Return every line of the data below that includes the string "this".

**INFORMATION PROVIDED:**
## start

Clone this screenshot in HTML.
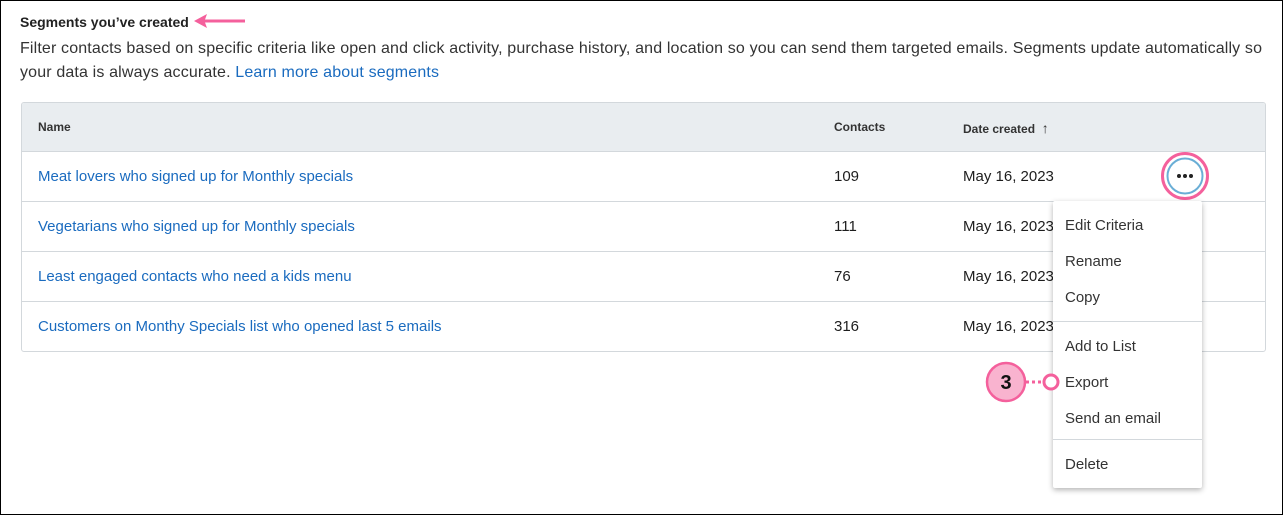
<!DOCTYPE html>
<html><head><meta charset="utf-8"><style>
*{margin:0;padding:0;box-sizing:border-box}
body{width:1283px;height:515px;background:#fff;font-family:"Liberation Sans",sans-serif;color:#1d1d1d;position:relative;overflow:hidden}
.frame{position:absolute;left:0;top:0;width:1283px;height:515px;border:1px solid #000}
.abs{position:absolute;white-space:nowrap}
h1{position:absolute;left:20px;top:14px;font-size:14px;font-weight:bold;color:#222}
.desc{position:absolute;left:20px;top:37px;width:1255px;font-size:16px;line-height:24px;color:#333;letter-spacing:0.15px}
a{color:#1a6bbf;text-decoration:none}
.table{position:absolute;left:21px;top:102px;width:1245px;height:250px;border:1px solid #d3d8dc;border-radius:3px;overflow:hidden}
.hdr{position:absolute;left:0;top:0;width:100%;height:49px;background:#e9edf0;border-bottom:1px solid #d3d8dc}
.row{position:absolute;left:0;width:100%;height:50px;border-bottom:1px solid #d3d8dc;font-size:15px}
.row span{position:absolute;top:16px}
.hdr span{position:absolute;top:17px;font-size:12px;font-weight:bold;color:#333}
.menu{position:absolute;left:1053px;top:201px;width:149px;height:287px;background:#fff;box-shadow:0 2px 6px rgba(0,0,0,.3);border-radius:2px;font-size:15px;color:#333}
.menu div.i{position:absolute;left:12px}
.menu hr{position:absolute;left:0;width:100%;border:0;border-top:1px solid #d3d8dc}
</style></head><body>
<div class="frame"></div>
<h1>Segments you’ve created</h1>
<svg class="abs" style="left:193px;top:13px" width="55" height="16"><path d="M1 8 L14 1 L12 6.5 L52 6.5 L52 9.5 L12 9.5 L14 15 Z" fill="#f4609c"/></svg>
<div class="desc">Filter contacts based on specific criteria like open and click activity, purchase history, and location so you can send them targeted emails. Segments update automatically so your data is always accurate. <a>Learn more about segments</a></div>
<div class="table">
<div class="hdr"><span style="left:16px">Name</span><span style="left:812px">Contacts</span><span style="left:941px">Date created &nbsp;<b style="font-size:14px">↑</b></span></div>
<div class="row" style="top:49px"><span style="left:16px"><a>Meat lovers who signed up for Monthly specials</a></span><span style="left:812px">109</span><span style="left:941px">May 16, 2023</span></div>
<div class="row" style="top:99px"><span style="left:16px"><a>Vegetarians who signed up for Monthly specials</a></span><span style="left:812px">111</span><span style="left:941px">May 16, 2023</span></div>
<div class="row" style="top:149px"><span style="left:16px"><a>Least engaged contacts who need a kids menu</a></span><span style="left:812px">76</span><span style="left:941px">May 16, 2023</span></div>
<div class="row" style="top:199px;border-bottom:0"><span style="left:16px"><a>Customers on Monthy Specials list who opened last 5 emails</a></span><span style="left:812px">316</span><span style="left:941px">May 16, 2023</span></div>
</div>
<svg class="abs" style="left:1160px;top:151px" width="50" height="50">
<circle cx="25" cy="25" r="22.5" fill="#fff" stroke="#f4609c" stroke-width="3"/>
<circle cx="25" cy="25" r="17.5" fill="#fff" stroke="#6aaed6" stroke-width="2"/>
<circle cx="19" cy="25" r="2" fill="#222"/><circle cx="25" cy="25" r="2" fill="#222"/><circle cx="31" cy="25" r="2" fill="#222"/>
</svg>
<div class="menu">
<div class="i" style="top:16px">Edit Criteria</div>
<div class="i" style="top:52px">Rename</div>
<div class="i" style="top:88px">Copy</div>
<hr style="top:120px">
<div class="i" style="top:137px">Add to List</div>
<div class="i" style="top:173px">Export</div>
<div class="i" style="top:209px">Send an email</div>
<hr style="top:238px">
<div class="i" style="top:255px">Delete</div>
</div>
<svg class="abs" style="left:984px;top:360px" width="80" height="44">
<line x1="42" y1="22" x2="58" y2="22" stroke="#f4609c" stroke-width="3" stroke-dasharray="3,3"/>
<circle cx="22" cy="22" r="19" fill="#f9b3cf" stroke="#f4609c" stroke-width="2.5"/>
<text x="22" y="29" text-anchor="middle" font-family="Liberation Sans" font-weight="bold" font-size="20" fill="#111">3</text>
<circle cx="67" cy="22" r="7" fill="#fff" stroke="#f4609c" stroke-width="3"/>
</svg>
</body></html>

## end
## start

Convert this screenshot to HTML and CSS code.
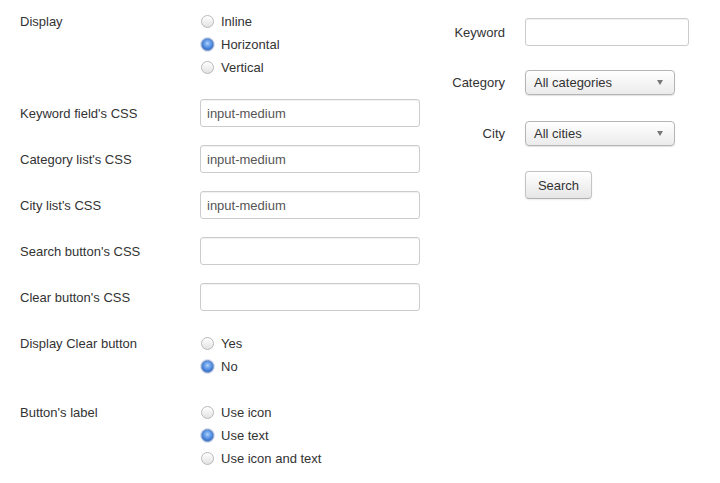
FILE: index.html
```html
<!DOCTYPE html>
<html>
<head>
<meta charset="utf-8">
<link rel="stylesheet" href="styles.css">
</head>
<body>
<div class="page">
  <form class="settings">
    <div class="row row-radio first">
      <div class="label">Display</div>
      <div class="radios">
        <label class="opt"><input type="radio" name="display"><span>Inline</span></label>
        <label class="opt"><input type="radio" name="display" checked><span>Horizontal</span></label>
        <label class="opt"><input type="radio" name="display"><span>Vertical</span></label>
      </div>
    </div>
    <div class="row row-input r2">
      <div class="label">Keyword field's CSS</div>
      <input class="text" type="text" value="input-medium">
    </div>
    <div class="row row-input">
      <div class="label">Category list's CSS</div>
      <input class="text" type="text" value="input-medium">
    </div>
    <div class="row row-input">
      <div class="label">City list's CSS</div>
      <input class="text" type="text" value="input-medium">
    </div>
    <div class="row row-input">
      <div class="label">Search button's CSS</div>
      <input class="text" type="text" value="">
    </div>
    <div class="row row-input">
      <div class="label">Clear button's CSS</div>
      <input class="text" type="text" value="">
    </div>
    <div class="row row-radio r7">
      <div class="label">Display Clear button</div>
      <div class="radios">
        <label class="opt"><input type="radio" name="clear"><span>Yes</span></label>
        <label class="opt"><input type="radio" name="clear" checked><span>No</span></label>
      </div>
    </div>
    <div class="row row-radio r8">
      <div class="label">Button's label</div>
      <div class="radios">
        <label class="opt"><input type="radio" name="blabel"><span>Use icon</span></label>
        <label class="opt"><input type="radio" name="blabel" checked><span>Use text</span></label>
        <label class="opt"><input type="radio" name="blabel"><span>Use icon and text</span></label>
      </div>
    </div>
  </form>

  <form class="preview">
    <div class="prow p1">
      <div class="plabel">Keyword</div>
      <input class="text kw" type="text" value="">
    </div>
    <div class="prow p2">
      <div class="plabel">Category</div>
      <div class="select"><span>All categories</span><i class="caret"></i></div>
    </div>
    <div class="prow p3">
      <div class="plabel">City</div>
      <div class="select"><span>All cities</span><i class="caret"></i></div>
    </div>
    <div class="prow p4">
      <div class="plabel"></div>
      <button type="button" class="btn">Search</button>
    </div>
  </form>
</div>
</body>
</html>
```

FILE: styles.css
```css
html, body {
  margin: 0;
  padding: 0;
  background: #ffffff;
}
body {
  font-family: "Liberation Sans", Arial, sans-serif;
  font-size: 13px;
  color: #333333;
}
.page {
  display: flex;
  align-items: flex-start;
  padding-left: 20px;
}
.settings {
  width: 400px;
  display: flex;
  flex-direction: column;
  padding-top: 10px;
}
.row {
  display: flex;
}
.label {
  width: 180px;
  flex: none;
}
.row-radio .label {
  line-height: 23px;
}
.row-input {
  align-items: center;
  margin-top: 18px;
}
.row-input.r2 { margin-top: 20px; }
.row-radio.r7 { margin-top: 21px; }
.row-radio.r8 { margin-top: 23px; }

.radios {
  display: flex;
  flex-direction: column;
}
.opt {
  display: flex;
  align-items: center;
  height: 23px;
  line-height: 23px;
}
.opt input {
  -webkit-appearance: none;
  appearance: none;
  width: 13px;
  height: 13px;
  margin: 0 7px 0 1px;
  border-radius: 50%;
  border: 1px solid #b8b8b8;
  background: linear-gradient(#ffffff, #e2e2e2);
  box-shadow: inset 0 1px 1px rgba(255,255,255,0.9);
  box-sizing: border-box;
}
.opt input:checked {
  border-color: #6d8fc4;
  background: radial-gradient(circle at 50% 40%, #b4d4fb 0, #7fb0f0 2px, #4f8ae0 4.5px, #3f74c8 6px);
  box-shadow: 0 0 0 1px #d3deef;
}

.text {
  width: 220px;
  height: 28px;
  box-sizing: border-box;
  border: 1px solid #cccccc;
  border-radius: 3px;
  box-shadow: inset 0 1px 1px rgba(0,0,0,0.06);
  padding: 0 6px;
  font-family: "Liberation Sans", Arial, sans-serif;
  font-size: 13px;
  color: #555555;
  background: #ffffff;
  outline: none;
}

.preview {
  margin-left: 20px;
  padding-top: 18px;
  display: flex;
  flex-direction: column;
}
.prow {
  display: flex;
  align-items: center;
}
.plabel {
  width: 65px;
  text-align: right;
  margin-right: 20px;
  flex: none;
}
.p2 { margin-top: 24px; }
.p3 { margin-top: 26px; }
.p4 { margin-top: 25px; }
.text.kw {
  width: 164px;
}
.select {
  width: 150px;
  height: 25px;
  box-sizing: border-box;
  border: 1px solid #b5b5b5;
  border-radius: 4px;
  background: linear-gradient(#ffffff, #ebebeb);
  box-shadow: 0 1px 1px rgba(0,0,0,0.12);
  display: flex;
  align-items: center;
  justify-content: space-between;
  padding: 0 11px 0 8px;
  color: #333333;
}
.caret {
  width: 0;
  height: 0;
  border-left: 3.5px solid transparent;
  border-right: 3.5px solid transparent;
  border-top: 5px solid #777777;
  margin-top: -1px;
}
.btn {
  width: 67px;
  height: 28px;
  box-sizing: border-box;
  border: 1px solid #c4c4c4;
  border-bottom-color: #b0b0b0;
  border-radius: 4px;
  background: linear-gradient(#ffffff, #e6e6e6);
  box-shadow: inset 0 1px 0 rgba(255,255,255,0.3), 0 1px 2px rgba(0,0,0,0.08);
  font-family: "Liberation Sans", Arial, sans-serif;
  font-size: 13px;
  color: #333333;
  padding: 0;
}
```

## end
## start

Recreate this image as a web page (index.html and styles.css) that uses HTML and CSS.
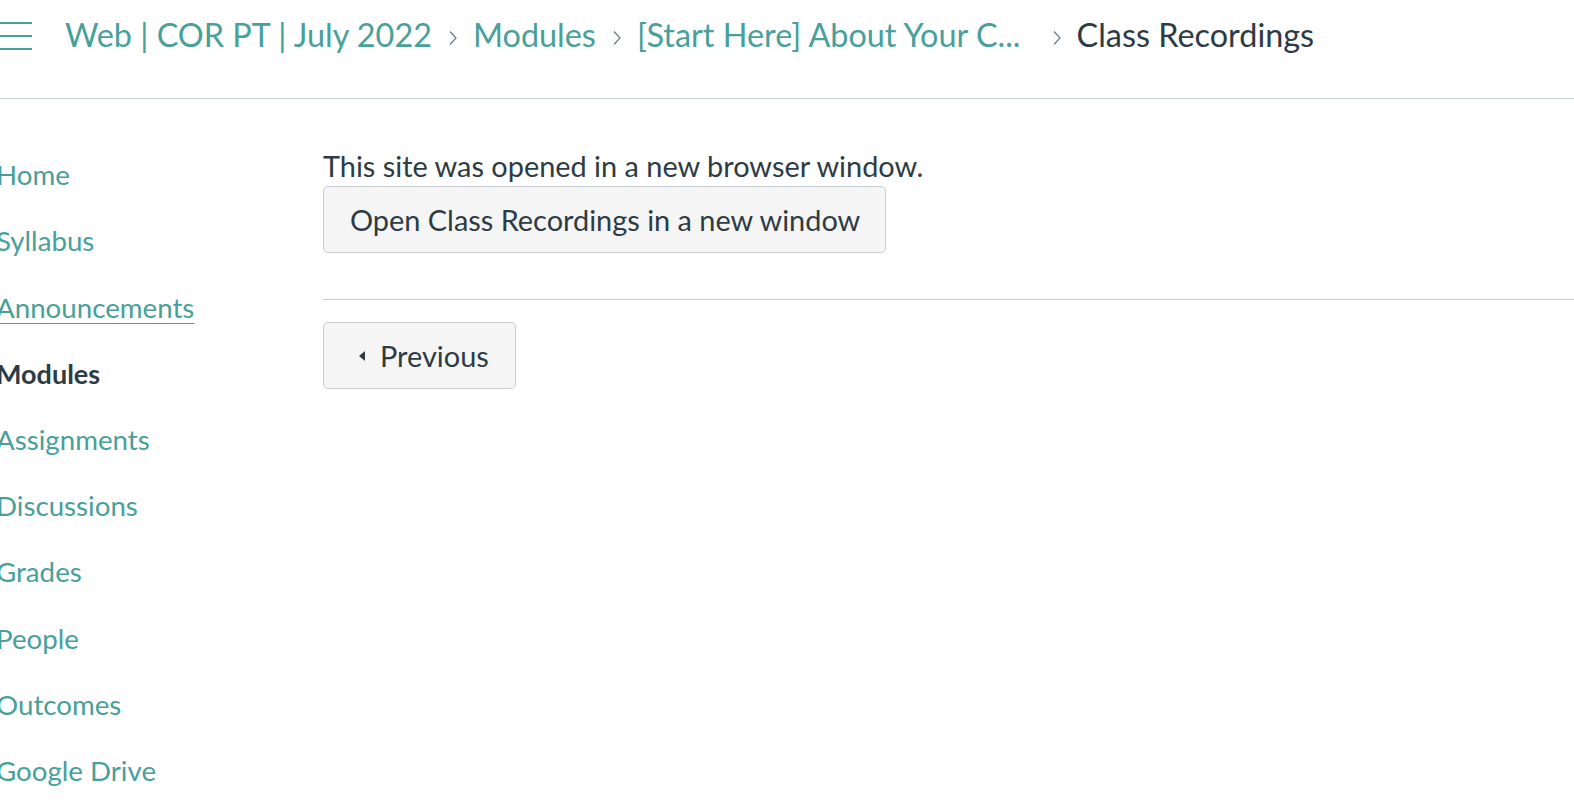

## end

**THE REPLY:**
Clone this screenshot in HTML.
Convert this screenshot to HTML and CSS code.
Recreate this image as a web page (index.html and styles.css) that uses HTML and CSS.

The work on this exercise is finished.